La Chasse des Canards: Une expédition en Camargue. 2/3
Une nuit de hutteau
J'avais fait grasse matinée, et ce jour là le menuisier vint me dire que la petite hutte portative que je lui avais commandée dès mon arrivée, était prête.
J'allai donc avec lui voir ce petit chef-d'oeuvre. Très bien montée, peinte couleur "engane" avec une porte sur charnières se relevant dessus et recouverte elle-même de papier goudronné. Un grand guichet de 80 cm. de long et de 30 cm. de haut placé à l'avant, permettant de tirer au posé et au vol. Il ne restait plus qu'à mettre une plaque de zinc fin d'une seule pièce sous le plancher et de 20 cm. de haut sur les quatre côtés. Il me promit de la livrer le soir même. Je pourrai donc faire mon premier guet de hutteau cette nuit.
L'endroit que j'ai déjà choisi sur cette jolie baisse qui forme un clair d'eau impeccable est juste en bordure d'un des grands étangs de Noilly-Prat, peu éloigné de la mer. J'allai vite tâcher de me procurer un moyen de transport.
Je finis par trouver un bon petit cheval de Camargue avec une charrette légère. Le conducteur me promis que la hutte serait à l'endroit indiqué cet après-midi à 3 h 30. J'étais d'autant plus satisfait que le vent était Nord, qu'il faisait plus frais et que ce matin plusieurs chasseurs m'avaient déjà signalé beaucoup de canards en mouvement, de la mer vers le marais.
Heures d'attente fébrile et si agréable... Que de châteaux en Espagne ! Je donnai une double ration de maïs à mes braves compagnons et vérifiai leurs attaches. Boîte à cartouches; quelques coups de gros plomb, mon browning, une grosse couverture de laine, un bon casse-croute, une lampe électrique. Je pensais ne rien oublier. Si; mes cigarettes ! La brave hôtesse m'appela, les préparatifs m'avaient mis en retard et le déjeuner m'attendait.
Pendant que je dégustais un excellent café, je vis arriver mon transporteur avec le hutteau chargé. J'allai lui remettre mes canards pour qu'il les porte sur place et une grosse botte de paille qui me servirait de tapis. Tout était paré. Je partis devant à vélo. La route était excellente et il ne fallait que vingt minutes environ.

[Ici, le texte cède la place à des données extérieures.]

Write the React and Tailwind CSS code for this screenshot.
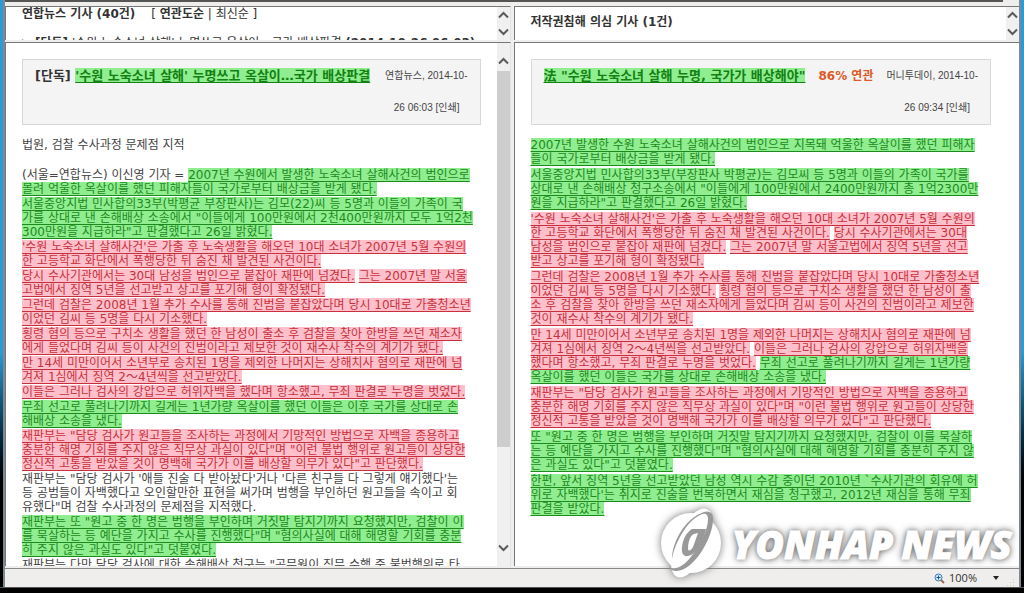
import React from 'react';

const leftArticle = [
    [{ text: '법원, 검찰 수사과정 문제점 지적' }],
    [{ text: ' ' }],
    [{ text: '(서울=연합뉴스) 이신영 기자 = ' }, { type: 'same', text: '2007년 수원에서 발생한 노숙소녀 살해사건의 범인으로\n몰려 억울한 옥살이를 했던 피해자들이 국가로부터 배상금을 받게 됐다.' }],
    [{ type: 'same', text: '서울중앙지법 민사합의33부(박평균 부장판사)는 김모(22)씨 등 5명과 이들의 가족이 국\n가를 상대로 낸 손해배상 소송에서 "이들에게 100만원에서 2천400만원까지 모두 1억2천\n300만원을 지급하라"고 판결했다고 26일 밝혔다.' }],
    [{ type: 'similar', text: "'수원 노숙소녀 살해사건'은 가출 후 노숙생활을 해오던 10대 소녀가 2007년 5월 수원의\n한 고등학교 화단에서 폭행당한 뒤 숨진 채 발견된 사건이다." }],
    [{ type: 'similar', text: '당시 수사기관에서는 30대 남성을 범인으로 붙잡아 재판에 넘겼다.' }, { text: ' ' }, { type: 'similar', text: '그는 2007년 말 서울\n고법에서 징역 5년을 선고받고 상고를 포기해 형이 확정됐다.' }],
    [{ type: 'similar', text: '그런데 검찰은 2008년 1월 추가 수사를 통해 진범을 붙잡았다며 당시 10대로 가출청소년\n이었던 김씨 등 5명을 다시 기소했다.' }],
    [{ type: 'similar', text: '횡령 혐의 등으로 구치소 생활을 했던 한 남성이 출소 후 검찰을 찾아 한방을 쓰던 재소자\n에게 들었다며 김씨 등이 사건의 진범이라고 제보한 것이 재수사 착수의 계기가 됐다.' }],
    [{ type: 'similar', text: '만 14세 미만이어서 소년부로 송치된 1명을 제외한 나머지는 상해치사 혐의로 재판에 넘\n겨져 1심에서 징역 2～4년씩을 선고받았다.' }],
    [{ type: 'similar', text: '이들은 그러나 검사의 강압으로 허위자백을 했다며 항소했고, 무죄 판결로 누명을 벗었다.' }],
    [{ type: 'same', text: '무죄 선고로 풀려나기까지 길게는 1년가량 옥살이를 했던 이들은 이후 국가를 상대로 손\n해배상 소송을 냈다.' }],
    [{ type: 'similar', text: '재판부는 "담당 검사가 원고들을 조사하는 과정에서 기망적인 방법으로 자백을 종용하고\n충분한 해명 기회를 주지 않은 직무상 과실이 있다"며 "이런 불법 행위로 원고들이 상당한\n정신적 고통을 받았을 것이 명백해 국가가 이를 배상할 의무가 있다"고 판단했다.' }],
    [{ text: "재판부는 \"담당 검사가 '애들 진술 다 받아놨다'거나 '다른 친구들 다 그렇게 얘기했다'는\n등 공범들이 자백했다고 오인할만한 표현을 써가며 범행을 부인하던 원고들을 속이고 회\n유했다\"며 검찰 수사과정의 문제점을 지적했다." }],
    [{ type: 'same', text: '재판부는 또 "원고 중 한 명은 범행을 부인하며 거짓말 탐지기까지 요청했지만, 검찰이 이\n를 묵살하는 등 예단을 가지고 수사를 진행했다"며 "혐의사실에 대해 해명할 기회를 충분\n히 주지 않은 과실도 있다"고 덧붙였다.' }],
    [{ text: '재판부는 다만 담당 검사에 대한 손해배상 청구는 "공무원이 직무 수행 중 불법행위로 타' }],
];

const rightArticle = [
    [{ type: 'same', text: '2007년 발생한 수원 노숙소녀 살해사건의 범인으로 지목돼 억울한 옥살이를 했던 피해자\n들이 국가로부터 배상금을 받게 됐다.' }],
    [{ type: 'same', text: '서울중앙지법 민사합의33부(부장판사 박평균)는 김모씨 등 5명과 이들의 가족이 국가를\n상대로 낸 손해배상 청구소송에서 "이들에게 100만원에서 2400만원까지 총 1억2300만\n원을 지급하라"고 판결했다고 26일 밝혔다.' }],
    [{ type: 'similar', text: "'수원 노숙소녀 살해사건'은 가출 후 노숙생활을 해오던 10대 소녀가 2007년 5월 수원의\n한 고등학교 화단에서 폭행당한 뒤 숨진 채 발견된 사건이다." }, { text: ' ' }, { type: 'similar', text: '당시 수사기관에서는 30대\n남성을 범인으로 붙잡아 재판에 넘겼다.' }, { text: ' ' }, { type: 'similar', text: '그는 2007년 말 서울고법에서 징역 5년을 선고\n받고 상고를 포기해 형이 확정됐다.' }],
    [{ type: 'similar', text: '그런데 검찰은 2008년 1월 추가 수사를 통해 진범을 붙잡았다며 당시 10대로 가출청소년\n이었던 김씨 등 5명을 다시 기소했다.' }, { text: ' ' }, { type: 'similar', text: '횡령 혐의 등으로 구치소 생활을 했던 한 남성이 출\n소 후 검찰을 찾아 한방을 쓰던 재소자에게 들었다며 김씨 등이 사건의 진범이라고 제보한\n것이 재수사 착수의 계기가 됐다.' }],
    [{ type: 'similar', text: '만 14세 미만이어서 소년부로 송치된 1명을 제외한 나머지는 상해치사 혐의로 재판에 넘\n겨져 1심에서 징역 2～4년씩을 선고받았다.' }, { text: ' ' }, { type: 'similar', text: '이들은 그러나 검사의 강압으로 허위자백을\n했다며 항소했고, 무죄 판결로 누명을 벗었다.' }, { text: ' ' }, { type: 'same', text: '무죄 선고로 풀려나기까지 길게는 1년가량\n옥살이를 했던 이들은 국가를 상대로 손해배상 소송을 냈다.' }],
    [{ type: 'similar', text: '재판부는 "담당 검사가 원고들을 조사하는 과정에서 기망적인 방법으로 자백을 종용하고\n충분한 해명 기회를 주지 않은 직무상 과실이 있다"며 "이런 불법 행위로 원고들이 상당한\n정신적 고통을 받았을 것이 명백해 국가가 이를 배상할 의무가 있다"고 판단했다.' }],
    [{ type: 'same', text: '또 "원고 중 한 명은 범행을 부인하며 거짓말 탐지기까지 요청했지만, 검찰이 이를 묵살하\n는 등 예단을 가지고 수사를 진행했다"며 "혐의사실에 대해 해명할 기회를 충분히 주지 않\n은 과실도 있다"고 덧붙였다.' }],
    [{ type: 'same', text: "한편, 앞서 징역 5년을 선고받았던 남성 역시 수감 중이던 2010년 `수사기관의 회유에 허\n위로 자백했다'는 취지로 진술을 번복하면서 재심을 청구했고, 2012년 재심을 통해 무죄\n판결을 받았다." }],
];

const getMarkStyle = (type) => {
    if (type === 'same') return 'bg-[#90ee90] text-[#1c8a1c] underline underline-offset-2';
    if (type === 'similar') return 'bg-[#ffc0cb] text-[#c8303c] underline underline-offset-2';
    return 'text-[#444]';
};

const Chevron = ({ up }) => (
    <svg width="11" height="8" viewBox="0 0 11 8" fill="none" stroke="#5a5a5a" strokeWidth="2">
        <path d={up ? 'M1 6.5 5.5 2 10 6.5' : 'M1 1.5 5.5 6 10 1.5'} />
    </svg>
);

const SmallScrollbar = () => (
    <div className="flex w-[13px] shrink-0 flex-col items-center justify-between bg-[#f0f0f0]">
        <button type="button" aria-label="위로" className="flex h-4 w-full items-center justify-center">
            <Chevron up />
        </button>
        <button type="button" aria-label="아래로" className="flex h-4 w-full items-center justify-center">
            <Chevron />
        </button>
    </div>
);

const TallScrollbar = () => (
    <div className="flex w-[13px] shrink-0 flex-col bg-[#f0f0f0]">
        <button type="button" aria-label="위로" className="flex h-7 w-full shrink-0 items-end justify-center pb-1.5">
            <Chevron up />
        </button>
        <div className="w-full grow">
            <div className="h-9/11 w-full bg-[#cdcdcd]" />
        </div>
        <button type="button" aria-label="아래로" className="flex h-9 w-full shrink-0 items-center justify-center">
            <Chevron />
        </button>
    </div>
);

const Article = ({ paragraphs, gap }) => (
    <div className={`flex flex-col whitespace-pre text-[12px] leading-[14px] ${gap}`}>
        {paragraphs.map((parts, index) => (
            <p key={index}>
                {parts.map((part, i) => {
                    const Tag = part.type ? 'mark' : 'span';
                    return <Tag key={i} className={getMarkStyle(part.type)}>{part.text}</Tag>;
                })}
            </p>
        ))}
    </div>
);

const ArticleHeader = ({ children, source, time }) => (
    <header className="mb-[13px] h-[66px] border border-[#d8d8d8] bg-[#f4f4f4] px-3 leading-8">
        <div className="flex items-center justify-between whitespace-nowrap">
            {children}
            <span className="font-['Liberation_Sans','Noto_Sans_CJK_KR',sans-serif] text-[10px] text-[#444]">{source}, 2014-10-</span>
        </div>
        <div className="pr-2 text-right font-['Liberation_Sans','Noto_Sans_CJK_KR',sans-serif] text-[10px] text-[#444]">26 {time} [인쇄]</div>
    </header>
);

const Logo = () => (
    <div className="absolute right-3 bottom-3 flex items-center gap-2">
        <svg width="66" height="76" viewBox="0 0 66 76" className="drop-shadow-[0_0_4px_#777]">
            <circle cx="33" cy="38" r="30" fill="#fff" />
            <ellipse cx="34" cy="38" rx="16" ry="37" fill="#fff" transform="rotate(24 34 38)" />
            <path d="M14 54C14 38 26 14 46 7c6-2 10 2 9 9-1 14-11 34-23 44-8 7-18 8-21 2 7 4 15-2 21-9 10-12 18-28 18-39 0-6-4-6-8-4-14 7-25 28-28 44Z" fill="#999" />
            <path fillRule="evenodd" d="M34 24h14c-2 10-8 22-15 26-6 3-10 0-9-8s4-14 10-18Zm2 5c-4 1-6 9-6 14 0 4 3 3 5-1l5-14Z" fill="#999" />
        </svg>
        <div className="flex gap-2 font-['Open_Sans',sans-serif] text-[39px] leading-none font-extrabold text-white italic [-webkit-text-stroke:1px_white] [text-shadow:0_0_8px_#666,0_0_5px_#999]">
            <span>YONHAP</span>
            <span>NEWS</span>
        </div>
    </div>
);

const App = () => {
    return (
        <div lang="ko" className="relative flex h-screen flex-col overflow-hidden bg-black font-['DejaVu_Sans','Noto_Sans_CJK_KR',sans-serif] text-[#333]">
            <div className="flex min-h-0 grow bg-linear-to-b from-[#2a9bd6] from-60% to-black to-85% pr-[3px] pl-[3px]">
                <div className="flex min-w-0 grow flex-col border-r-2 border-l-2 border-[#7b8a94] bg-[#f0eeed]">
                    <div className="mr-4 h-[2px] shrink-0 bg-[#555]" />
                    <main className="mt-1 grid min-h-0 grow grid-cols-2 grid-rows-[34px_1fr] gap-x-[3px] gap-y-[2px]">
                        <section className="flex overflow-hidden border-t border-r border-l border-t-[#777] border-r-[#e3e3e3] border-l-[#777] bg-white">
                            <div className="min-w-0 grow pl-4 whitespace-pre">
                                <div className="flex h-[29px] gap-4 text-[12px] leading-[14px]">
                                    <h2 className="font-bold">연합뉴스 기사 (40건)</h2>
                                    <span>[ <a href="#relevance" className="font-bold">연관도순</a> | <a href="#latest">최신순</a> ]</span>
                                </div>
                                <p className="text-[12px] leading-[14px]">▶ <b>[단독]</b> '수원 노숙소녀 살해' 누명쓰고 옥살이…국가 배상판결 <b>(2014-10-26 06:03)</b></p>
                            </div>
                            <SmallScrollbar />
                        </section>
                        <section className="flex overflow-hidden border-t border-l border-[#777] bg-white">
                            <h2 className="grow pt-2 pl-4 text-[12px] leading-[14px] font-bold">저작권침해 의심 기사 (1건)</h2>
                            <SmallScrollbar />
                        </section>
                        <section className="flex overflow-hidden border-t border-r border-l border-t-[#777] border-r-[#e3e3e3] border-l-[#777] bg-white">
                            <div className="min-w-0 grow px-4 pt-4">
                                <ArticleHeader source="연합뉴스" time="06:03">
                                    <h3 className="text-[13px] font-bold">[단독] <a href="#left" className="bg-[#90ee90] text-[#128012] underline underline-offset-2">'수원 노숙소녀 살해' 누명쓰고 옥살이…국가 배상판결</a></h3>
                                </ArticleHeader>
                                <Article paragraphs={leftArticle} gap="gap-px" />
                            </div>
                            <TallScrollbar />
                        </section>
                        <section className="overflow-hidden border-t border-l border-[#777] bg-white pt-4 pr-7 pl-4">
                            <ArticleHeader source="머니투데이" time="09:34">
                                <h3 className="text-[13px] font-bold"><a href="#right" className="bg-[#90ee90] text-[#128012] underline underline-offset-2">法 "수원 노숙소녀 살해 누명, 국가가 배상해야"</a></h3>
                                <strong className="text-[12px] text-[#dc5a28]">86% 연관</strong>
                            </ArticleHeader>
                            <Article paragraphs={rightArticle} gap="gap-0.5" />
                        </section>
                    </main>
                    <footer className="mt-[2px] flex h-[19px] shrink-0 items-center justify-end gap-1 border-t border-[#888] pr-1 font-['Open_Sans',sans-serif] text-[11px]">
                        <svg width="11" height="11" viewBox="0 0 11 11" fill="none">
                            <path d="m7 7 3 3" stroke="#a06c3c" strokeWidth="2" />
                            <circle cx="4.5" cy="4.5" r="3.5" fill="#d8ecfa" stroke="#3878b8" />
                            <path d="M2.5 4.5h4m-2-2v4" stroke="#205090" />
                        </svg>
                        <span>100%</span>
                        <button type="button" aria-label="확대 수준" className="mr-1 ml-3 border-x-[3px] border-t-4 border-transparent border-t-[#222]" />
                        <svg width="8" height="8" viewBox="0 0 8 8" fill="#ccc" className="self-end">
                            <path d="M6 0h1v1H6zM3 3h1v1H3zM6 3h1v1H6zM0 6h1v1H0zM3 6h1v1H3zM6 6h1v1H6z" />
                        </svg>
                    </footer>
                </div>
            </div>
            <div className="h-[6px] shrink-0 border-t border-[#555] bg-black" />
            <Logo />
        </div>
    );
};

export default App;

J'arrivai sur place, le soleil déjà commençait à descendre. Le vent avait forcé un peu et je vis quelques voliers qui circulaient venant du Vaccarès. Bon signe. Je cachai mon vélo dans une touffe de tamarins dont je coupai quelques branches. Quelques touffes de jonc me semblaient faire tache sur mon clair d'eau improvisé et je m'appliquai à les faire disparaître en les frappant avec une barre. J'y parvins assez aisément.
Maintenant, à l'endroit choisi pour poser la hutte, je dégageai le sol couvert d'enganes. J'arrivai à les arracher tant bien que mal... Mon travail était à peu près fini lorsque j'entendis la voix des canards tout proches; en levant la tête je vis arriver la voiture qui m'apportait mes appelants. Leur instinct extraordinaire leur avait sans doute signalé ma présence car ils faisaient une "musique" terrible. Malgré le vent qui soufflait assez frais j'étais en nage. La charrette fut arrêtée sur le bord de la route, car pour transporter la petite hutte au bord du clair, il y avait à peine cinquante mètres. C'était en plein contre-bas et complètement abrité du Nord. Nous descendîmes et la posâmes sur deux barres en bois permettant de la porter comme sur une civière. Elle n'était vraiment pas lourde et sans ce tapis d'enganes, c'eut été un jeu d'enfants. Nous la plaçames face au clair, bien enfoncée dans le tapis vert qui l'entourait. Je finis de la maquiller avec quelques branches de tamarins et d'enganes que je fixai avec une corde tout autour. Je regardai l'effet produit : elle ne paraissait presque pas. Je transportai maintenant, canards, paille, etc. Ayant tout à pied d'oeuvre, j'expédiai mon brave transporteur. Il me tardait de hutter...
La cabane était face au Sud et malgré le vent qui continuait à souffler assez fort, l'eau n'était presque pas ridée. Cette baisse était vraiment bien abritée.
Je tendis deux groupes de canards; trois mâles à gauche, à l'Est sur une seule ligne et de l'autre côté, deux groupes de cinq canes en paquet très serré se touchant bec à bec, en bout de corde. J'avais un espace de quinze mètres de large entre les deux groupes.
Ayant repéré un petit trou d'eau de deux mètres de tour au Nord de la hutte, j'y piquai une cane chanteuse enragée... Elle attirerait les sauvages arrivant de la mer.